Five pairs of relatives were guest stars on the series. Three married couples made joint appearances: Kris Kristofferson and Rita Coolidge, Roy Rogers and Dale Evans and Robert Shields and Lorene Yarnell Jansson. Candice Bergen and her father Edgar Bergen appeared in different episodes, as did Loretta Lynn and her younger sister Crystal Gayle.
Two of the series' guest stars, Milton Berle and Dudley Moore, died on March 27, 2002.
The name "Muppet" was created as a combination of the words "marionette" and "puppet".
George Schlatter was at one point to be involved with the show. His involvement is mentioned in the "Muppet Pitch Reel".
While the show had a hard time getting guest stars for the first season, both Joel Grey and Vincent Price were fans of Jim Henson and were most happy to be invited.
Though this television series was filmed in England, its fictional setting is a theater in New York City.
According to Muppet Show writer Joseph A. Bailey's autobiography, Dr.
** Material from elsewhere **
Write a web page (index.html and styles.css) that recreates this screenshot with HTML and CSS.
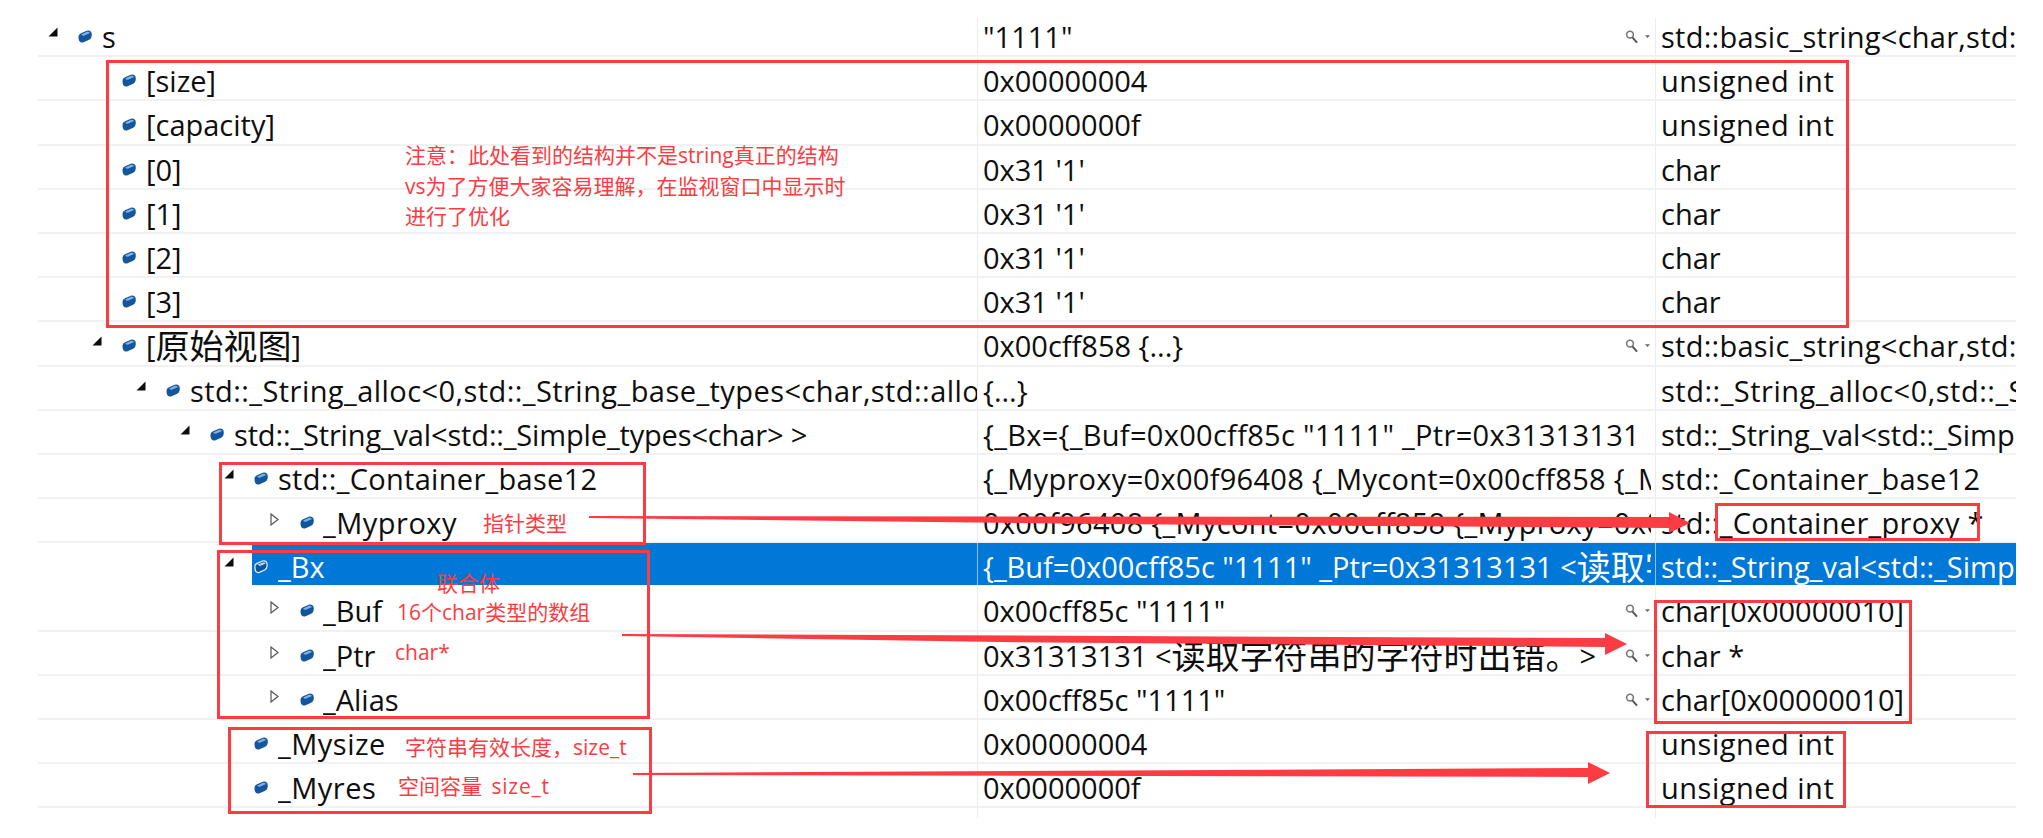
FILE: index.html
```html
<!DOCTYPE html>
<html lang="zh">
<head>
<meta charset="utf-8">
<title>Watch window</title>
<link rel="stylesheet" href="styles.css">
</head>
<body>
<svg class="defs" aria-hidden="true">
  <symbol id="cube" viewBox="0 0 14 13">
    <path fill="#14569e" d="M.6 6Q.8 4.2 3 3.2L8.8 .7Q11.2 0 13 1.8 14.2 3.6 13.6 6.4 13.2 8.6 11.2 9.8L5.6 12.2Q3 13 1.4 11.2.2 9 .6 6Z"/>
    <path fill="#7fb2e2" d="M3.2 4.4 9 1.8Q10.8 1.4 12 3L6.4 5.6Q4.2 5.9 3.2 4.4Z"/>
  </symbol>
  <symbol id="cube-sel" viewBox="0 0 14 14">
    <path fill="#0f56a0" stroke="#e8f2fb" stroke-width="1.2" d="M1 6Q1 4.4 3 3.4L8.6 1Q11 .6 12.4 2 13.4 3.6 13 6.4 12.8 8.6 11 9.8L5.4 12.4Q3.2 13 1.8 11.4.7 9.2 1 6Z"/>
    <path fill="#bcd9f2" d="M3.6 4.6 9 2.4Q10.6 2.2 11.6 3.4L6.4 5.8Q4.6 6 3.6 4.6Z"/>
  </symbol>
  <symbol id="open" viewBox="0 0 10 10"><path fill="#0c0c0c" d="M9.5 .5V9.5H.5Z"/></symbol>
  <symbol id="closed" viewBox="0 0 9 13"><path fill="#fff" stroke="#555" stroke-width="1.2" d="M1 1 8 6.5 1 12Z"/></symbol>
  <symbol id="viz" viewBox="0 0 26 14">
    <circle cx="5" cy="4.6" r="3.4" fill="#fff" stroke="#777" stroke-width="1.6"/>
    <path stroke="#555" stroke-width="2" d="M7.4 7.4 12 12.6"/>
    <path fill="#666" d="M20 5.2h5l-2.5 2.8Z"/>
  </symbol>
</svg>
<main class="watch">
  <div class="row top">
    <div class="cell name l0"><svg class="exp"><use href="#open"/></svg><svg class="cube"><use href="#cube"/></svg><span class="txt">s</span></div>
    <div class="cell value"><span class="txt">"1111"</span><svg class="viz"><use href="#viz"/></svg></div>
    <div class="cell type"><span class="txt ws1">std::basic_string&lt;char,std::allocator&lt;char&gt; &gt;</span></div>
  </div>
  <div class="row">
    <div class="cell name l1"><span class="gap"></span><svg class="cube"><use href="#cube"/></svg><span class="txt">[size]</span></div>
    <div class="cell value"><span class="txt">0x00000004</span></div>
    <div class="cell type"><span class="txt ws2">unsigned int</span></div>
  </div>
  <div class="row">
    <div class="cell name l1"><span class="gap"></span><svg class="cube"><use href="#cube"/></svg><span class="txt">[capacity]</span></div>
    <div class="cell value"><span class="txt">0x0000000f</span></div>
    <div class="cell type"><span class="txt ws2">unsigned int</span></div>
  </div>
  <div class="row">
    <div class="cell name l1"><span class="gap"></span><svg class="cube"><use href="#cube"/></svg><span class="txt">[0]</span></div>
    <div class="cell value"><span class="txt">0x31 '1'</span></div>
    <div class="cell type"><span class="txt">char</span></div>
  </div>
  <div class="row">
    <div class="cell name l1"><span class="gap"></span><svg class="cube"><use href="#cube"/></svg><span class="txt">[1]</span></div>
    <div class="cell value"><span class="txt">0x31 '1'</span></div>
    <div class="cell type"><span class="txt">char</span></div>
  </div>
  <div class="row">
    <div class="cell name l1"><span class="gap"></span><svg class="cube"><use href="#cube"/></svg><span class="txt">[2]</span></div>
    <div class="cell value"><span class="txt">0x31 '1'</span></div>
    <div class="cell type"><span class="txt">char</span></div>
  </div>
  <div class="row">
    <div class="cell name l1"><span class="gap"></span><svg class="cube"><use href="#cube"/></svg><span class="txt">[3]</span></div>
    <div class="cell value"><span class="txt">0x31 '1'</span></div>
    <div class="cell type"><span class="txt">char</span></div>
  </div>
  <div class="row">
    <div class="cell name l1"><svg class="exp"><use href="#open"/></svg><svg class="cube"><use href="#cube"/></svg><span class="txt">[<span class="cjk">原始视图</span>]</span></div>
    <div class="cell value"><span class="txt">0x00cff858 {...}</span><svg class="viz"><use href="#viz"/></svg></div>
    <div class="cell type"><span class="txt ws1">std::basic_string&lt;char,std::allocator&lt;char&gt; &gt;</span></div>
  </div>
  <div class="row">
    <div class="cell name l2"><svg class="exp"><use href="#open"/></svg><svg class="cube"><use href="#cube"/></svg><span class="txt ws3">std::_String_alloc&lt;0,std::_String_base_types&lt;char,std::allocator&lt;char&gt; &gt; &gt;</span></div>
    <div class="cell value"><span class="txt">{...}</span></div>
    <div class="cell type"><span class="txt ws2">std::_String_alloc&lt;0,std::_String_base_types&lt;char&gt; &gt;</span></div>
  </div>
  <div class="row">
    <div class="cell name l3"><svg class="exp"><use href="#open"/></svg><svg class="cube"><use href="#cube"/></svg><span class="txt ns">std::_String_val&lt;std::_Simple_types&lt;char&gt; &gt;</span></div>
    <div class="cell value"><span class="txt ws">{_Bx={_Buf=0x00cff85c "1111" _Ptr=0x31313131</span></div>
    <div class="cell type"><span class="txt">std::_String_val&lt;std::_Simple_types&lt;char&gt; &gt;</span></div>
  </div>
  <div class="row">
    <div class="cell name l4"><svg class="exp"><use href="#open"/></svg><svg class="cube"><use href="#cube"/></svg><span class="txt ws">std::_Container_base12</span></div>
    <div class="cell value"><span class="txt ws">{_Myproxy=0x00f96408 {_Mycont=0x00cff858 {_Myproxy=0x00f96408 }</span></div>
    <div class="cell type"><span class="txt ws">std::_Container_base12</span></div>
  </div>
  <div class="row">
    <div class="cell name l5"><svg class="exp closed"><use href="#closed"/></svg><svg class="cube"><use href="#cube"/></svg><span class="txt ws2">_Myproxy</span></div>
    <div class="cell value"><span class="txt ws">0x00f96408 {_Mycont=0x00cff858 {_Myproxy=0x00f96408 }</span></div>
    <div class="cell type"><span class="txt ws">std::_Container_proxy *</span></div>
  </div>
  <div class="row sel">
    <div class="cell name l4"><svg class="exp"><use href="#open"/></svg><svg class="cube"><use href="#cube-sel"/></svg><span class="txt">_Bx</span></div>
    <div class="cell value"><span class="txt">{_Buf=0x00cff85c "1111" _Ptr=0x31313131 &lt;<span class="cjk">读取字符串的字符时出错。</span>&gt; }</span></div>
    <div class="cell type"><span class="txt">std::_String_val&lt;std::_Simple_types&lt;char&gt; &gt;</span></div>
  </div>
  <div class="row">
    <div class="cell name l5"><svg class="exp closed"><use href="#closed"/></svg><svg class="cube"><use href="#cube"/></svg><span class="txt">_Buf</span></div>
    <div class="cell value"><span class="txt">0x00cff85c "1111"</span><svg class="viz"><use href="#viz"/></svg></div>
    <div class="cell type"><span class="txt">char[0x00000010]</span></div>
  </div>
  <div class="row">
    <div class="cell name l5"><svg class="exp closed"><use href="#closed"/></svg><svg class="cube"><use href="#cube"/></svg><span class="txt">_Ptr</span></div>
    <div class="cell value"><span class="txt">0x31313131 &lt;<span class="cjk">读取字符串的字符时出错。</span>&gt;</span><svg class="viz"><use href="#viz"/></svg></div>
    <div class="cell type"><span class="txt">char *</span></div>
  </div>
  <div class="row">
    <div class="cell name l5"><svg class="exp closed"><use href="#closed"/></svg><svg class="cube"><use href="#cube"/></svg><span class="txt">_Alias</span></div>
    <div class="cell value"><span class="txt">0x00cff85c "1111"</span><svg class="viz"><use href="#viz"/></svg></div>
    <div class="cell type"><span class="txt">char[0x00000010]</span></div>
  </div>
  <div class="row">
    <div class="cell name l4"><span class="gap"></span><svg class="cube"><use href="#cube"/></svg><span class="txt ws2">_Mysize</span></div>
    <div class="cell value"><span class="txt">0x00000004</span></div>
    <div class="cell type"><span class="txt ws2">unsigned int</span></div>
  </div>
  <div class="row">
    <div class="cell name l4"><span class="gap"></span><svg class="cube"><use href="#cube"/></svg><span class="txt ws2">_Myres</span></div>
    <div class="cell value"><span class="txt">0x0000000f</span></div>
    <div class="cell type"><span class="txt ws2">unsigned int</span></div>
  </div>
  <div class="row tail">
    <div class="cell name"></div>
    <div class="cell value"></div>
    <div class="cell type"></div>
  </div>
</main>

<div class="box box-a"></div>
<div class="box box-b"></div>
<div class="box box-c"></div>
<div class="box box-d"></div>
<div class="box box-e"></div>
<div class="box box-f"></div>
<div class="box box-g"></div>

<svg class="arrows" viewBox="0 0 2043 838" aria-hidden="true">
  <polygon points="589,516 1669,517 1669,512 1690,523 1669,533 1669,528 1100,524 589,518"/>
  <polygon points="622,634 1605,638 1605,633 1627,644 1605,655 1605,647 1000,642 622,636"/>
  <polygon points="633,773 1588,768 1588,762 1610,773 1588,784 1588,777 633,775"/>
</svg>

<p class="note note-main">注意：此处看到的结构并不是<b>string</b>真正的结构<br><b>vs</b>为了方便大家容易理解，在监视窗口中显示时<br>进行了优化</p>
<p class="note note-ptr">指针类型</p>
<p class="note note-union">联合体</p>
<p class="note note-buf"><b>16</b>个<b>char</b>类型的数组</p>
<p class="note note-char"><b>char*</b></p>
<p class="note note-size">字符串有效长度，<b>size_t</b></p>
<p class="note note-res">空间容量&nbsp;&nbsp;<b class="wide">size_t</b></p>
</body>
</html>
```

FILE: styles.css
```css
* { box-sizing: border-box; }

html, body {
  margin: 0;
  height: 100%;
  background: #fff;
}

body {
  position: relative;
  width: 2043px;
  height: 838px;
  overflow: hidden;
  font-family: "Open Sans", "Noto Sans CJK SC", sans-serif;
  color: #0e0e0e;
}

.defs { position: absolute; width: 0; height: 0; }

.watch {
  padding: 13px 27px 0 38px;
}

.row {
  display: grid;
  grid-template-columns: 939px 678px 361px;
  height: 44.2px;
  border-bottom: 2px solid #f1f1f1;
}

.cell {
  display: flex;
  align-items: flex-start;
  min-width: 0;
  overflow: hidden;
  white-space: nowrap;
  font-size: 29px;
  line-height: 47.5px;
}

.value, .type { border-left: 1px solid #ececec; }
.value { padding: 0 4px 0 5px; }
.type { padding-left: 5px; }

.top .value, .top .type {
  border-left-color: transparent;
  background: linear-gradient(#ececec, #ececec) no-repeat 0 5px / 1px 100%;
  background-origin: border-box;
}

.tail {
  height: 9.3px;
  border-bottom: 0;
}

.txt { flex: 1 1 auto; min-width: 0; overflow: hidden; }
.ws { letter-spacing: .3px; }
.ws1 { letter-spacing: .25px; }
.ws2 { letter-spacing: .5px; }
.ws3 { letter-spacing: .44px; }
.ns { letter-spacing: -.15px; }
.cjk { font-size: 34px; line-height: 1; vertical-align: -2px; }

.l0 { padding-left: 10px; }
.l1 { padding-left: 54px; }
.l2 { padding-left: 98px; }
.l3 { padding-left: 142px; }
.l4 { padding-left: 186px; }
.l5 { padding-left: 232px; }

.exp, .gap {
  flex: none;
  width: 10px;
  height: 10px;
  margin: 14px 20px 0 0;
}
.exp.closed {
  width: 9px;
  height: 13px;
  margin: 14px 21px 0 0;
}

.cube {
  flex: none;
  width: 14px;
  height: 13px;
  margin: 17px 10px 0 0;
}
.l5 .cube { margin-right: 9px; }

.viz {
  flex: none;
  width: 26px;
  height: 14px;
  margin-top: 17px;
}

.sel { border-bottom-color: transparent; }
.sel .cell { background: #0078d7; color: #fff; }
.sel .name {
  background: linear-gradient(#0078d7, #0078d7) no-repeat 214px 0;
  color: #fff;
}
.sel .value, .sel .type { border-left-color: #8cc2ee; }
.sel .cube { height: 14px; }

/* annotation layer drawn over the screenshot */
.box {
  position: absolute;
  border: 3px solid #fb3c42;
}
.box-a { left: 106px; top: 60px; width: 1743px; height: 268px; }
.box-b { left: 219px; top: 462px; width: 427px; height: 83px; }
.box-c { left: 217px; top: 550px; width: 433px; height: 169px; }
.box-d { left: 228px; top: 727px; width: 424px; height: 87px; }
.box-e { left: 1715px; top: 503px; width: 265px; height: 38px; }
.box-f { left: 1654px; top: 600px; width: 258px; height: 124px; }
.box-g { left: 1646px; top: 731px; width: 200px; height: 77px; }

.arrows {
  position: absolute;
  left: 0;
  top: 0;
  width: 2043px;
  height: 838px;
  fill: #fb3c42;
}

.note {
  position: absolute;
  margin: 0;
  white-space: nowrap;
  color: #fb3c42;
  font-family: "Noto Sans CJK SC", sans-serif;
  font-size: 21px;
  line-height: 29.5px;
}
.note b { font-weight: 500; font-family: "Open Sans", "Noto Sans CJK SC", sans-serif; }
.note b.wide { letter-spacing: .8px; }

.note-main { left: 405px; top: 140px; }
.note-ptr { left: 483px; top: 508px; }
.note-union { left: 437px; top: 568px; }
.note-buf { left: 397px; top: 597px; }
.note-char { left: 395px; top: 637px; }
.note-size { left: 405px; top: 732px; }
.note-res { left: 398px; top: 771px; }
```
Bunsen Honeydew was modeled after executive producer Lew Grade.
The entire run was taped in the ATV/ITC/Central TV Borehamwood/Elstree Studios complex. It was later bought by the BBC and has been the main filming location for the BBC soap opera EastEnders (1985) since its premiere in 1985.
Producers considered an episode giving tribute to Australian culture, with Don Lane and Bert Newton as the guest stars. At the time, Lane and Newton were hosts of the most-watched locally-made program in Australia, The Don Lane Show (1975). However, the producers deemed the duo not big enough names for an international audience.